Maddow failed to note a salient fact. When Eisenhower made those fiery statements, he was making a simple, accurate factual statement about the shape of American politics. In the 1950s, there really weren’t a whole lot of people who favored abolishing Social Security. But there are many such people today. This change has occurred, in large part, because the liberal/progressive/Democratic worlds have stumbled along for the past several decades under the yoke of “intellectual leaders” like Maddow.

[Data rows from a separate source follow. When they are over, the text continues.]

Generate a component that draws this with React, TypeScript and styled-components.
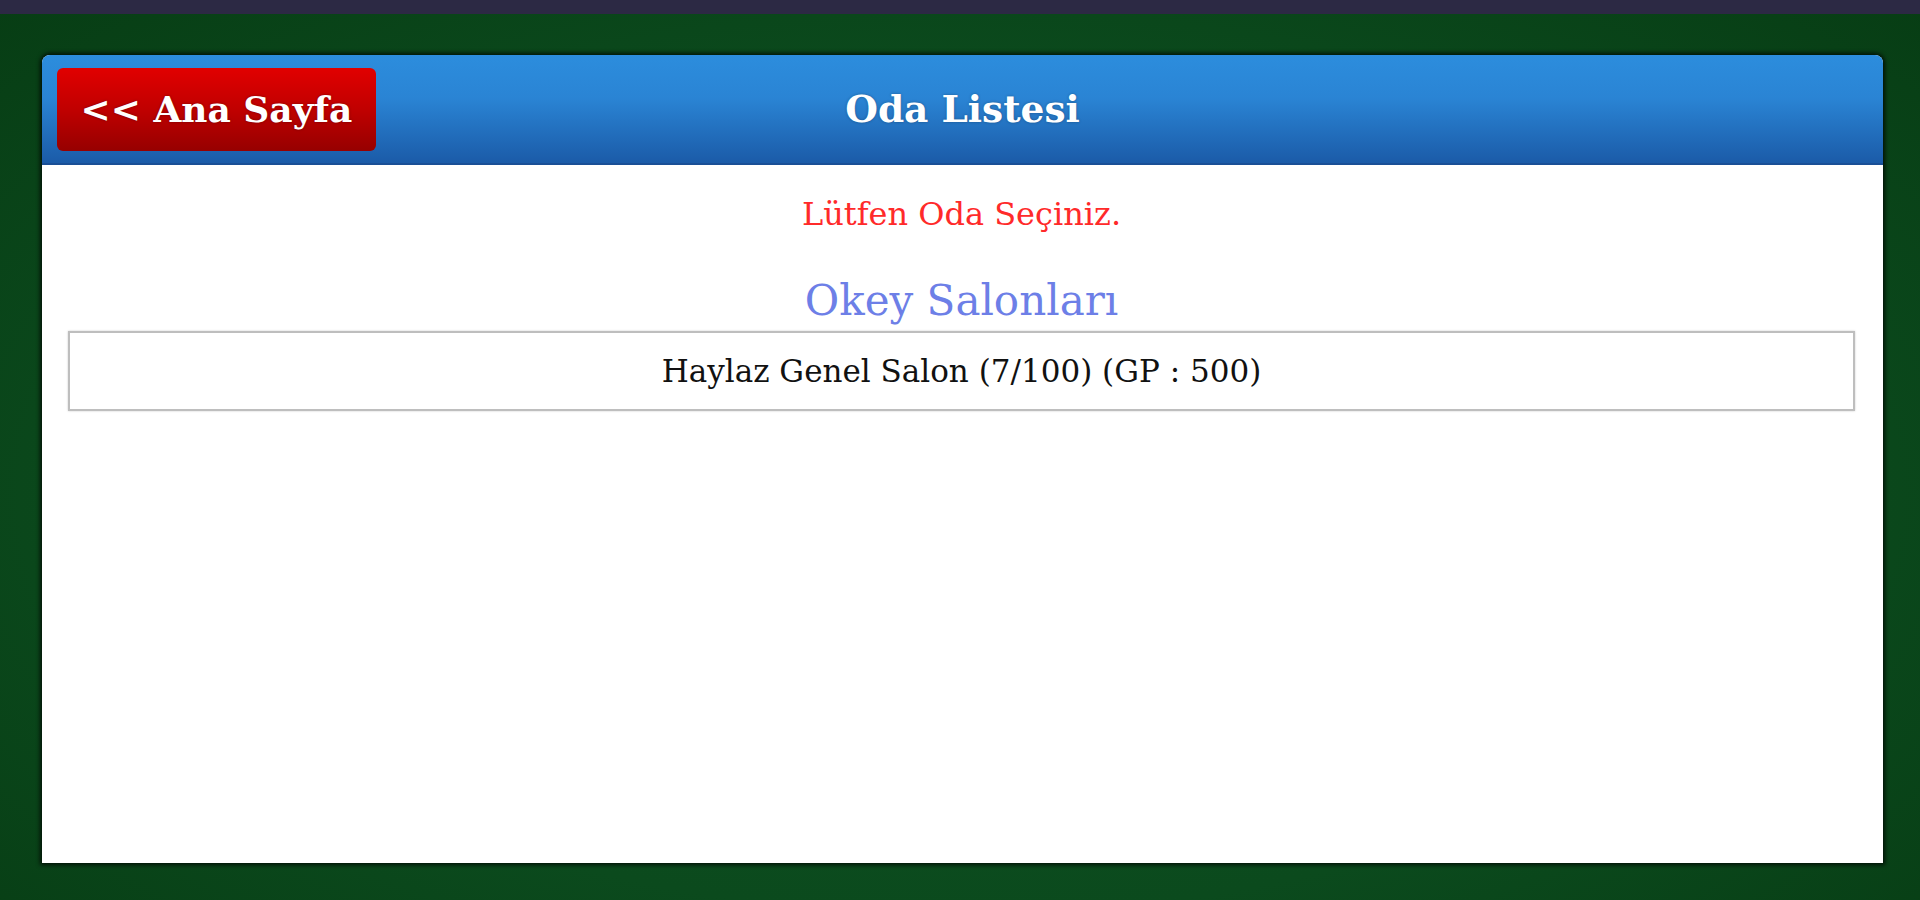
import React from "react";
import styled, { createGlobalStyle } from "styled-components";

const GlobalStyle = createGlobalStyle`
  html, body {
    margin: 0;
    padding: 0;
    height: 100%;
  }
  body {
    background-color: #0b4a1d;
    font-family: "DejaVu Serif", "Liberation Serif", serif;
  }
  #root {
    min-height: 100%;
  }
`;

const Page = styled.div`
  width: 1920px;
  height: 900px;
  display: flex;
  flex-direction: column;
  overflow: hidden;
  background: radial-gradient(ellipse at 50% 55%, #0e5223 0%, #0b4a1d 60%, #073d14 100%);
`;

const TopBar = styled.div`
  height: 14px;
  flex-shrink: 0;
  background-color: #2c2944;
`;

const Panel = styled.div`
  flex: 1;
  margin: 41px 37px 37px 42px;
  display: flex;
  flex-direction: column;
  background-color: #ffffff;
  border-radius: 8px 8px 0 0;
  box-shadow: 0 0 4px 2px rgba(0, 0, 0, 0.75);
`;

const Header = styled.div`
  height: 108px;
  flex-shrink: 0;
  display: grid;
  grid-template-columns: 1fr auto 1fr;
  align-items: center;
  padding: 0 15px;
  border-radius: 8px 8px 0 0;
  background: linear-gradient(to bottom, #2c8ddd 0%, #2a84d4 40%, #1b5ba8 100%);
  border-bottom: 2px solid #1a4f96;
`;

const BackButton = styled.a`
  justify-self: start;
  width: 319px;
  height: 83px;
  display: flex;
  align-items: center;
  justify-content: center;
  border-radius: 6px;
  background: linear-gradient(to bottom, #e10000 0%, #c00000 50%, #960000 100%);
  color: #ffffff;
  font-weight: bold;
  font-size: 36px;
  text-decoration: none;
  text-shadow: 0 0 3px rgba(0, 0, 0, 0.35);
  cursor: pointer;
`;

const Title = styled.h1`
  margin: 0;
  color: #ffffff;
  font-size: 37.5px;
  font-weight: bold;
  text-shadow: 0 0 3px rgba(0, 0, 0, 0.3);
`;

const Body = styled.div`
  display: flex;
  flex-direction: column;
  align-items: center;
  padding: 0 28px 0 26px;
`;

const Notice = styled.p`
  margin: 27px 0 0;
  color: #ff2a2a;
  font-size: 32px;
  line-height: 44px;
`;

const SectionTitle = styled.h2`
  margin: 40px 0 0;
  color: #6d7fe7;
  font-size: 42px;
  font-weight: normal;
  line-height: 50px;
`;

const RoomList = styled.div`
  align-self: stretch;
  margin-top: 5px;
`;

const RoomRow = styled.div`
  height: 76px;
  display: flex;
  align-items: center;
  justify-content: center;
  border: 2px solid #bebebe;
  box-shadow: 0 0 2px rgba(0, 0, 0, 0.2);
  color: #111111;
  font-size: 31px;
  cursor: pointer;
`;

const rooms = [{ name: "Haylaz Genel Salon", users: 7, max: 100, gp: 500 }];

export default function App() {
  return (
    <>
      <GlobalStyle />
      <Page>
        <TopBar />
        <Panel>
          <Header>
            <BackButton>&lt;&lt; Ana Sayfa</BackButton>
            <Title>Oda Listesi</Title>
          </Header>
          <Body>
            <Notice>Lütfen Oda Seçiniz.</Notice>
            <SectionTitle>Okey Salonları</SectionTitle>
            <RoomList>
              {rooms.map(room => (
                <RoomRow key={room.name}>
                  {room.name} ({room.users}/{room.max}) (GP : {room.gp})
                </RoomRow>
              ))}
            </RoomList>
          </Body>
        </Panel>
      </Page>
    </>
  );
}
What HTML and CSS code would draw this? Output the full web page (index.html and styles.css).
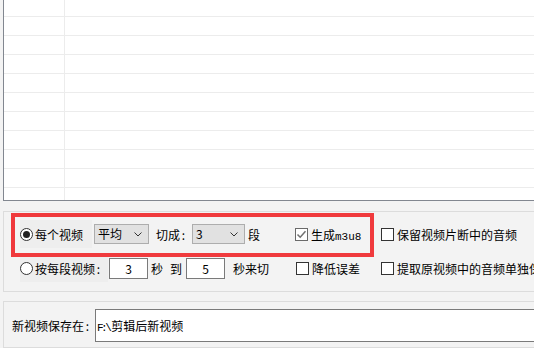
FILE: index.html
```html
<!DOCTYPE html>
<html lang="zh-CN">
<head>
  <meta charset="UTF-8" />
  <title>视频分割</title>
  <link rel="stylesheet" href="styles.css">
</head>
<body>
  <div class="app">

    <div class="grade">
      <div class="linhas">
        <div class="linha"><span class="cel"></span></div>
        <div class="linha"><span class="cel"></span></div>
        <div class="linha"><span class="cel"></span></div>
        <div class="linha"><span class="cel"></span></div>
        <div class="linha"><span class="cel"></span></div>
        <div class="linha"><span class="cel"></span></div>
        <div class="linha"><span class="cel"></span></div>
        <div class="linha"><span class="cel"></span></div>
        <div class="linha"><span class="cel"></span></div>
        <div class="linha"><span class="cel"></span></div>
        <div class="linha"><span class="cel"></span></div>
      </div>
    </div>

    <div class="grupo grupo-opcoes">
      <div class="destaque"></div>

      <div class="fila">
        <div class="esq">
          <label class="radio-box largo1"><span class="radio on"></span><span>每个视频</span></label>
          <div class="combo c1"><span>平均</span><svg class="seta" width="8" height="5" viewBox="0 0 8 5"><path d="M0.5 0.5 L4 4 L7.5 0.5" fill="none" stroke="#333" stroke-width="1"/></svg></div>
          <span class="txt corte">切成<span class="dois">:</span></span>
          <div class="combo c2"><span>3</span><svg class="seta" width="8" height="5" viewBox="0 0 8 5"><path d="M0.5 0.5 L4 4 L7.5 0.5" fill="none" stroke="#333" stroke-width="1"/></svg></div>
          <span class="txt seg">段</span>
        </div>
        <label class="chk col1"><span class="caixa gris"><svg width="11" height="11" viewBox="0 0 11 11"><path d="M1.5 5.5 L4.2 8.2 L9.5 2.2" fill="none" stroke="#707070" stroke-width="1.5"/></svg></span><span>生成<span class="mono">m3u8</span></span></label>
        <label class="chk"><span class="caixa"></span><span>保留视频片断中的音频</span></label>
      </div>

      <div class="fila fila2">
        <div class="esq">
          <label class="radio-box largo2"><span class="radio"></span><span>按每段视频<span class="dois">:</span></span></label>
          <div class="campo n1">3</div>
          <span class="txt s1">秒</span>
          <span class="txt s2">到</span>
          <div class="campo n2">5</div>
          <span class="txt s3">秒来切</span>
        </div>
        <label class="chk col1 b1"><span class="caixa"></span><span>降低误差</span></label>
        <label class="chk"><span class="caixa"></span><span>提取原视频中的音频单独保存</span></label>
      </div>
    </div>

    <div class="grupo grupo-saida">
      <span class="txt rotulo">新视频保存在<span class="dois">:</span></span>
      <div class="caminho"><span class="mono2">F:\</span>剪辑后新视频</div>
    </div>

  </div>
</body>
</html>
```

FILE: styles.css
```css
html, body {
  margin: 0;
  padding: 0;
}
body {
  width: 534px;
  height: 348px;
  overflow: hidden;
  background-color: #f3f3f3;
  font-family: "Noto Sans CJK SC", "Noto Sans", sans-serif;
  font-size: 12px;
  color: #000;
}
.app {
  width: 620px;
  padding-left: 3px;
}

/* lista de cima */
.grade {
  height: 200px;
  background-color: #fff;
  border-left: 1px solid #828790;
  border-bottom: 1px solid #828790;
  overflow: hidden;
}
.linhas {
  margin-top: -2px;
}
.linha {
  height: 18px;
  border-bottom: 1px solid #ececec;
  display: flex;
}
.cel {
  width: 60px;
  border-right: 1px solid #ececec;
}

/* caixas de grupo */
.grupo {
  border: 1px solid #dcdcdc;
  box-sizing: border-box;
}
.grupo-opcoes {
  position: relative;
  margin-top: 10px;
  height: 81px;
  padding: 8px 0 0 16px;
}
.destaque {
  position: absolute;
  left: 7px;
  top: 1px;
  width: 363px;
  height: 44px;
  box-sizing: border-box;
  border: 4px solid #f03a3d;
}
.fila {
  display: flex;
  align-items: center;
  height: 28px;
}
.fila2 {
  margin-top: 7px;
  height: 27px;
}
.esq {
  width: 275px;
  display: flex;
  align-items: center;
  height: 100%;
}
.radio-box {
  display: flex;
  align-items: center;
  height: 100%;
  background-color: #eeeeee;
  box-sizing: border-box;
}
.largo1 { width: 72px; }
.largo2 { width: 88px; }
.radio {
  width: 11px;
  height: 11px;
  border: 1px solid #333;
  border-radius: 50%;
  background-color: #fff;
  margin-right: 2px;
  position: relative;
  flex: none;
}
.radio.on::after {
  content: "";
  position: absolute;
  left: 2px;
  top: 2px;
  width: 7px;
  height: 7px;
  border-radius: 50%;
  background-color: #222;
}
.dois {
  display: inline-block;
  width: 7px;
  text-align: center;
}
.combo {
  height: 20px;
  box-sizing: border-box;
  border: 1px solid #adadad;
  background-color: #e1e1e1;
  padding-left: 3px;
  display: flex;
  align-items: center;
  justify-content: space-between;
  padding-right: 6px;
  line-height: 18px;
}
.c1 { width: 55px; margin-left: 2px; }
.c2 { width: 53px; margin-left: 0; }
.seta { flex: none; }
.corte {
  margin-left: 7px;
  width: 36px;
}
.seg { margin-left: 3px; }

.campo {
  height: 21px;
  box-sizing: border-box;
  border: 1px solid #7a7a7a;
  background-color: #fff;
  width: 39px;
  text-align: center;
  line-height: 19px;
}
.n1 { margin-left: 1px; }
.s1 { margin-left: 3px; }
.s2 { margin-left: 7px; }
.n2 { margin-left: 4px; }
.s3 { margin-left: 8px; }

.chk {
  display: flex;
  align-items: center;
  white-space: nowrap;
}
.col1 { width: 86px; }
.b1 { margin-left: 1px; width: 85px; }
.caixa {
  width: 11px;
  height: 11px;
  border: 1px solid #333;
  background-color: #fff;
  margin-right: 3px;
  flex: none;
  display: flex;
  align-items: center;
  justify-content: center;
}
.caixa.gris {
  border-color: #6a6a6a;
}
.mono {
  font-family: "Liberation Mono", monospace;
  font-size: 11px;
  vertical-align: baseline;
}

.grupo-saida {
  margin-top: 9px;
  height: 47px;
  padding: 7px 0 0 8px;
  display: flex;
  align-items: flex-start;
}
.rotulo {
  width: 83px;
  line-height: 33px;
}
.caminho {
  flex: 1;
  height: 33px;
  box-sizing: border-box;
  border: 1px solid #7a7a7a;
  background-color: #fff;
  line-height: 31px;
  padding-left: 1px;
}
.mono2 {
  font-family: "Liberation Mono", monospace;
  font-size: 11px;
  letter-spacing: -2.5px;
  margin-right: 2px;
}
```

The first three minutes of last night’s lecture struck us hopelessly uninformed. From there, Maddow moved ahead to silly, invidious, incoherent comments about President Clinton’s vast perfidy, especially as compared to President Obama’s vast greatness on Tuesday night. Presumably, the doctor doesn’t understand the politics of the 1990s any better than those of the 1950s. But overall, her lecture was uninformed and largely incoherent—though it was delivered, as always, with an air of complete self-assurance.

Tomorrow, we’ll be complimenting Maddow, at least as compared to certain aspects of Keith Olbermann’s performance at Countdown. But good lord! How has our national politics managed to disintegrate to such an extent since the time of Eisenhower—since the time of those accurate factual statements?

You might read Krugman’s Conscience of A Conservative—or you might watch our liberal cable channel in action! After that, do you still have to ask?